▶ **Task goal**: Find the lines holding the word "screenshot" and collect them.

▶ **Source material**:
★ ★ ★ ★ ★

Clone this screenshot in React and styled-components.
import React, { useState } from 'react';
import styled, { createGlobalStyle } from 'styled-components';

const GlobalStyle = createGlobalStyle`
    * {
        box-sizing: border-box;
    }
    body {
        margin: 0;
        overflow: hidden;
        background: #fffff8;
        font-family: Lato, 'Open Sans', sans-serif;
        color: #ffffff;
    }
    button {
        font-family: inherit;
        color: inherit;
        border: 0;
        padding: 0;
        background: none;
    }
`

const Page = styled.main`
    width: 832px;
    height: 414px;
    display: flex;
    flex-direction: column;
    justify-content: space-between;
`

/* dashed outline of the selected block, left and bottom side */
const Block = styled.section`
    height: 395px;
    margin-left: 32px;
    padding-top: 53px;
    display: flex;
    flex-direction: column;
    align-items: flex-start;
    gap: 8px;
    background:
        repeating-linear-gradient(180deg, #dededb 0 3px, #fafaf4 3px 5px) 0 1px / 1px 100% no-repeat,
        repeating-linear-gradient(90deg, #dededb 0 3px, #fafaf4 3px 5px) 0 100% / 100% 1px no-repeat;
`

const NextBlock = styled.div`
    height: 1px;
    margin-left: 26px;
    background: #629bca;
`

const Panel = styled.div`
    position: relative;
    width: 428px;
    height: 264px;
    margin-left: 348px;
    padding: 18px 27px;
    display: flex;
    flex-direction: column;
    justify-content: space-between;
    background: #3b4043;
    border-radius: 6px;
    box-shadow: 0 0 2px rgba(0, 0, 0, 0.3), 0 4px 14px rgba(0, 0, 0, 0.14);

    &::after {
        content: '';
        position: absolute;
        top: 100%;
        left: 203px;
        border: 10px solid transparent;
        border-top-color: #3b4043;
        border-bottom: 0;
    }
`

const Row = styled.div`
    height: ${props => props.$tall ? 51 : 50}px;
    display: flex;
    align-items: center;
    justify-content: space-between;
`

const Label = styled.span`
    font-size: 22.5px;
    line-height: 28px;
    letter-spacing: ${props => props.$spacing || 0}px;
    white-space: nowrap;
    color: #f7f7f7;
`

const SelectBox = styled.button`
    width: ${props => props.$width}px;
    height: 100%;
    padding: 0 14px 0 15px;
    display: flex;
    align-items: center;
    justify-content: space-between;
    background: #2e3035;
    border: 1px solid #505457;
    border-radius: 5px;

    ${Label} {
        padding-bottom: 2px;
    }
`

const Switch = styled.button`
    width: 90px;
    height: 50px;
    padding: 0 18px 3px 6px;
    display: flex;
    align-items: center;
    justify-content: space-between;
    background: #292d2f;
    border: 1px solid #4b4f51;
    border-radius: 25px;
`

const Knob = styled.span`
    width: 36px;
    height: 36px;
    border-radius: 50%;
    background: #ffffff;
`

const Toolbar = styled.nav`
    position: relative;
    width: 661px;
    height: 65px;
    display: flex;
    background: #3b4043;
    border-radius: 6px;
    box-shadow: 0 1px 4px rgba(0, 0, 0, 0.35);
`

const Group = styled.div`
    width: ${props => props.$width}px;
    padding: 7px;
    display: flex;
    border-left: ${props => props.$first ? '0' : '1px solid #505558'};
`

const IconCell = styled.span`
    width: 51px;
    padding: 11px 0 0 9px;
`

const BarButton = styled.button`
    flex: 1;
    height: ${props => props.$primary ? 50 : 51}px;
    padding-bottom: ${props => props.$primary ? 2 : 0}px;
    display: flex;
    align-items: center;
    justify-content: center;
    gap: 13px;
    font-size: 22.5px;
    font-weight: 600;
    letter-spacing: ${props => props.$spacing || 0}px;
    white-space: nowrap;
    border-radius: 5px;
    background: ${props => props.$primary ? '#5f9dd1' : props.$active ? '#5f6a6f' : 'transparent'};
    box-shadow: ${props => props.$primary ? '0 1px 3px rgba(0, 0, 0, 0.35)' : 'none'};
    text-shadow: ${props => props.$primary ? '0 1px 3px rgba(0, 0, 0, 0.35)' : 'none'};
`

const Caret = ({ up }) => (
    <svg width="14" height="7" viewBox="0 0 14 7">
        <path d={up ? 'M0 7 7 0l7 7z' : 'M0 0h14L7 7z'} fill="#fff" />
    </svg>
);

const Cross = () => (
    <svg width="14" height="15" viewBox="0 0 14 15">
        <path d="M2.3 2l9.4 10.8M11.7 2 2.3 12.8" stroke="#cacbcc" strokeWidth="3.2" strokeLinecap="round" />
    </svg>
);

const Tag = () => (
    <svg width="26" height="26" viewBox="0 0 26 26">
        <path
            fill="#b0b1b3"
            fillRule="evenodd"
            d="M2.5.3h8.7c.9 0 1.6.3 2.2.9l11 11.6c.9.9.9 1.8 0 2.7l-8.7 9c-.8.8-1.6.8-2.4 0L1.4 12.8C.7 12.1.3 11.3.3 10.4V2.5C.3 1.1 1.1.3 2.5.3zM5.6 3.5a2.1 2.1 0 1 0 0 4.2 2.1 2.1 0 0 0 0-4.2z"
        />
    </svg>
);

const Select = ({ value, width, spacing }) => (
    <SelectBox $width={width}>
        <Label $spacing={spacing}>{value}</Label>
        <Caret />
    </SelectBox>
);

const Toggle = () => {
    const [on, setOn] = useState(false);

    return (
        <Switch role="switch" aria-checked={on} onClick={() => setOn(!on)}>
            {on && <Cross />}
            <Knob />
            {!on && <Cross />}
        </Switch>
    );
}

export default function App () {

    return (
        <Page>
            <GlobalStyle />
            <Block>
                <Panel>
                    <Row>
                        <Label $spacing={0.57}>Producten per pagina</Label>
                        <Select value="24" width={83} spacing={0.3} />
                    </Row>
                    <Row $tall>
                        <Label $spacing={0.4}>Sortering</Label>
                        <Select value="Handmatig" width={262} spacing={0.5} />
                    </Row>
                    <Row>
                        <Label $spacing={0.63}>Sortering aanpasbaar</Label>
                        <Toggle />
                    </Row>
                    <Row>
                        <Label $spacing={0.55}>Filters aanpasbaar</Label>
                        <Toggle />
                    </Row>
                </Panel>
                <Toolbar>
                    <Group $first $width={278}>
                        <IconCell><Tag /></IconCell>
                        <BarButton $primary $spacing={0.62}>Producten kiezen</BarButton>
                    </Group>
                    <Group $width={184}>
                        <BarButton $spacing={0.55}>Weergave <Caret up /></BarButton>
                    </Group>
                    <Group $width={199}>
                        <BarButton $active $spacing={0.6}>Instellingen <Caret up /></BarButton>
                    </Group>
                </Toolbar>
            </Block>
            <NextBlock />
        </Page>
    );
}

★ ★ ★ ★ ★

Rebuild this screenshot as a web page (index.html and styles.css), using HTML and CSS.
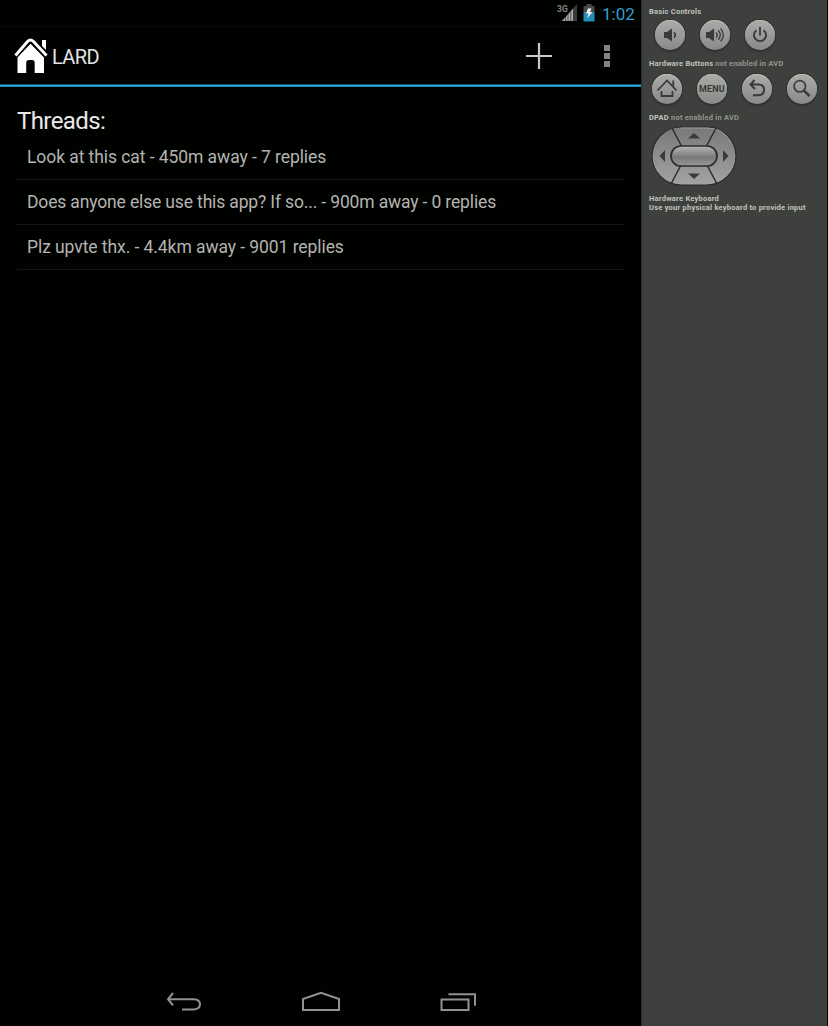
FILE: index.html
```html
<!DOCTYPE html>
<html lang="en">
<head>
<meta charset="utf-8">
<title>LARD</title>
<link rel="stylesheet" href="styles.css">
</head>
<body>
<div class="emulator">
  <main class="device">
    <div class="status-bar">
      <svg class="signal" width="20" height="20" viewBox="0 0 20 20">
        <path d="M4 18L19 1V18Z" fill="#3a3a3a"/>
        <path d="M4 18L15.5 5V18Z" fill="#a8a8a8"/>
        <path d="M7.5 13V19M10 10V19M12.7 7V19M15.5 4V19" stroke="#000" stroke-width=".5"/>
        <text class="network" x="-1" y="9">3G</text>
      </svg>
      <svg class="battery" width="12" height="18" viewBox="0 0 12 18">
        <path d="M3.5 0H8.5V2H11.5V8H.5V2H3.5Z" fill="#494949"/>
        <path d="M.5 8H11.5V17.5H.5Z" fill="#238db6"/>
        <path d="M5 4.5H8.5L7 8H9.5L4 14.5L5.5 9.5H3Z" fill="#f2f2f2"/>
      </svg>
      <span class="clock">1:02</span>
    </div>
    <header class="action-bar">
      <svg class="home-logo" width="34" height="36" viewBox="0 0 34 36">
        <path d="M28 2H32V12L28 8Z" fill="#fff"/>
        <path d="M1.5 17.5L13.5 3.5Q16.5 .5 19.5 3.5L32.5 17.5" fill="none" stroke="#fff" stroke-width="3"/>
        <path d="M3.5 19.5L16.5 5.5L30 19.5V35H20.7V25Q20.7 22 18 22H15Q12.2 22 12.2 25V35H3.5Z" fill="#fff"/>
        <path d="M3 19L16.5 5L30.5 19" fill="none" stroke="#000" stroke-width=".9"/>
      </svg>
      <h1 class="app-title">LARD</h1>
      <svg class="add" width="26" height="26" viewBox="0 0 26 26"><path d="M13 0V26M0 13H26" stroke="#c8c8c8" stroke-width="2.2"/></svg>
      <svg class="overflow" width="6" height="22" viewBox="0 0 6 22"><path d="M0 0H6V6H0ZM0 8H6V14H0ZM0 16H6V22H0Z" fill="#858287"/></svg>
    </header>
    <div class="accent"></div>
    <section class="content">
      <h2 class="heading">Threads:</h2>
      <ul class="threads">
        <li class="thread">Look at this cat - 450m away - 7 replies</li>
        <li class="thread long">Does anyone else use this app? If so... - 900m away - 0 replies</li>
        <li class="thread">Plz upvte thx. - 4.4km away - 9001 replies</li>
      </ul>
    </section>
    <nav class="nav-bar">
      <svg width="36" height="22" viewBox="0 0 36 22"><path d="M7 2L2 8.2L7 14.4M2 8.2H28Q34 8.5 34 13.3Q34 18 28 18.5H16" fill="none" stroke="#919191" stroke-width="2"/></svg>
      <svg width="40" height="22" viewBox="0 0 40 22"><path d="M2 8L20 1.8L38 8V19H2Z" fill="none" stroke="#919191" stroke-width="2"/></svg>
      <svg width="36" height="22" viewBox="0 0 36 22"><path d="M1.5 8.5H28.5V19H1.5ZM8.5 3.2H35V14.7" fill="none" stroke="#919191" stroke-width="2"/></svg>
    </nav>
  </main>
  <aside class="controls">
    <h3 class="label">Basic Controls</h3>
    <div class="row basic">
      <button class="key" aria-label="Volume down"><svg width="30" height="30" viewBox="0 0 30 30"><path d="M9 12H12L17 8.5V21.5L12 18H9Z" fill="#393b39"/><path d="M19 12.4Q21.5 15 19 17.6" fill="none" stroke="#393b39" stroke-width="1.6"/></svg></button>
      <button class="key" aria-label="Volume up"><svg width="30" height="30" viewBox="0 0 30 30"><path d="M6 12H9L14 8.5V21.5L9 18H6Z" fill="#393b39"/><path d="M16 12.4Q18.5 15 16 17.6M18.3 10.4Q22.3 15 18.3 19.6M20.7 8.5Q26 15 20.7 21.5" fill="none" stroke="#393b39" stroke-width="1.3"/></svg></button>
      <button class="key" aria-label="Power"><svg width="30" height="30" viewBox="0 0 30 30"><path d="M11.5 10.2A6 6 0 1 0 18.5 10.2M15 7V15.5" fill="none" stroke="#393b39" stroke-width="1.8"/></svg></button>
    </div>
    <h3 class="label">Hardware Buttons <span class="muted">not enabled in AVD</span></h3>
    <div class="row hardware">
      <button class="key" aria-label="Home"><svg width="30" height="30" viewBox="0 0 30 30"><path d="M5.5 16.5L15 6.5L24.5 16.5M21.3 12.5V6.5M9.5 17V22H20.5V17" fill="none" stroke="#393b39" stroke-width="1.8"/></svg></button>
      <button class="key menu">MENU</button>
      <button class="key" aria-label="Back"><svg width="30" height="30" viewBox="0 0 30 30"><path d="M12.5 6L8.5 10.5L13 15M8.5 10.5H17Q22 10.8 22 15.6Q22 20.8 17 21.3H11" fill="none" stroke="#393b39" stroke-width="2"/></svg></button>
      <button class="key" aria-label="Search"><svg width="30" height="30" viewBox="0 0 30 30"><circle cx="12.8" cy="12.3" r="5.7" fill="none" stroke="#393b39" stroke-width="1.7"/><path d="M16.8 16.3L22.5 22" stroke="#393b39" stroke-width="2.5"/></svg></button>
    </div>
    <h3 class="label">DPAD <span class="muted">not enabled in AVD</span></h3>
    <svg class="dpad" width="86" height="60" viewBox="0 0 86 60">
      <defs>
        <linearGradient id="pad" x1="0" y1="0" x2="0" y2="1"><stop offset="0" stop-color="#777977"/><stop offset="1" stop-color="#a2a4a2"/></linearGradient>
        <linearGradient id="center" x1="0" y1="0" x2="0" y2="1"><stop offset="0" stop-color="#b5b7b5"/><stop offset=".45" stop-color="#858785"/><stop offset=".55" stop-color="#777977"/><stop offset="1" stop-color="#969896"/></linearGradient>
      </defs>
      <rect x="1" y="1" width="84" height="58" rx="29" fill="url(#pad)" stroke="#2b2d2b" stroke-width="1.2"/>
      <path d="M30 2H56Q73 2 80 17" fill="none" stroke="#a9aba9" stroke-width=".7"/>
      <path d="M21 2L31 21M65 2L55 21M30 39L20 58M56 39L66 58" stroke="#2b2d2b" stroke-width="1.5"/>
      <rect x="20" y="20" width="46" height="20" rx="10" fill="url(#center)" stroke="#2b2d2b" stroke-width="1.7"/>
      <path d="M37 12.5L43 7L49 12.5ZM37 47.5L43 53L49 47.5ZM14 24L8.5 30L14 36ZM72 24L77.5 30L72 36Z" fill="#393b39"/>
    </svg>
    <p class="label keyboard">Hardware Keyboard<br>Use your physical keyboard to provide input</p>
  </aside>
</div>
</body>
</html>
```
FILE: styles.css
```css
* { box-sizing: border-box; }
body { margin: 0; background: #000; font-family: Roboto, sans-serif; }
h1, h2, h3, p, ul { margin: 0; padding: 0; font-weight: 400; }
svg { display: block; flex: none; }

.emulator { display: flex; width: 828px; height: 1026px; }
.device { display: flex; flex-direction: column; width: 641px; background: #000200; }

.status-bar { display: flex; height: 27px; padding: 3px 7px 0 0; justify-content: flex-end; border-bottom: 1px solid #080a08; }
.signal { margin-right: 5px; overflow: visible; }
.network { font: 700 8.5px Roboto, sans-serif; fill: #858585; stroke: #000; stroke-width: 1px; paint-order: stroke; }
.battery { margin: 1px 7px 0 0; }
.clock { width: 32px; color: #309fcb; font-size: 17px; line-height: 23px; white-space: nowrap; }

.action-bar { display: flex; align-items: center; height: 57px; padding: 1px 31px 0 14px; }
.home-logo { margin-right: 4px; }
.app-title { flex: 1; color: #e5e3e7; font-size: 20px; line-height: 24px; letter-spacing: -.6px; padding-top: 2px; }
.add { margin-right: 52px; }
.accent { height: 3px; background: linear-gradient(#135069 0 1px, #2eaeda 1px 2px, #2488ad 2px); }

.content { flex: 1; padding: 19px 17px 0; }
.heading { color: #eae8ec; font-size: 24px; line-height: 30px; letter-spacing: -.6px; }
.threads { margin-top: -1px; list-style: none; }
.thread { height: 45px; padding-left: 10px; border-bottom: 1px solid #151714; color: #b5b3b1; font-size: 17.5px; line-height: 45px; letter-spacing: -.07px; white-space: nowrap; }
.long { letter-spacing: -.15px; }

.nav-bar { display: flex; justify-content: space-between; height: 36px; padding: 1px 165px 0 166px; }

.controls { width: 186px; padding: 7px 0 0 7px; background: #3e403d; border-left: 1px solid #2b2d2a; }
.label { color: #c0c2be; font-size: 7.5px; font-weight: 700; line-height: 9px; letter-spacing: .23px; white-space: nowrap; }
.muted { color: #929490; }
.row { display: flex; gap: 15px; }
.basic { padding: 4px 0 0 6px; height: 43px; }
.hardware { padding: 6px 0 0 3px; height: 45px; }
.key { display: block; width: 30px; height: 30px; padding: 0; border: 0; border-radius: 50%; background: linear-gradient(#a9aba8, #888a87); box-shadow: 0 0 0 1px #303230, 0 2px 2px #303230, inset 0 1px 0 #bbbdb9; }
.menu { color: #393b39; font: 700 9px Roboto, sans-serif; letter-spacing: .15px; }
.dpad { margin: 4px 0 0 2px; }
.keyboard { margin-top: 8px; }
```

★ ★ ★ ★ ★

▶ **Reply**:
Clone this screenshot in React and styled-components.
Rebuild this screenshot as a web page (index.html and styles.css), using HTML and CSS.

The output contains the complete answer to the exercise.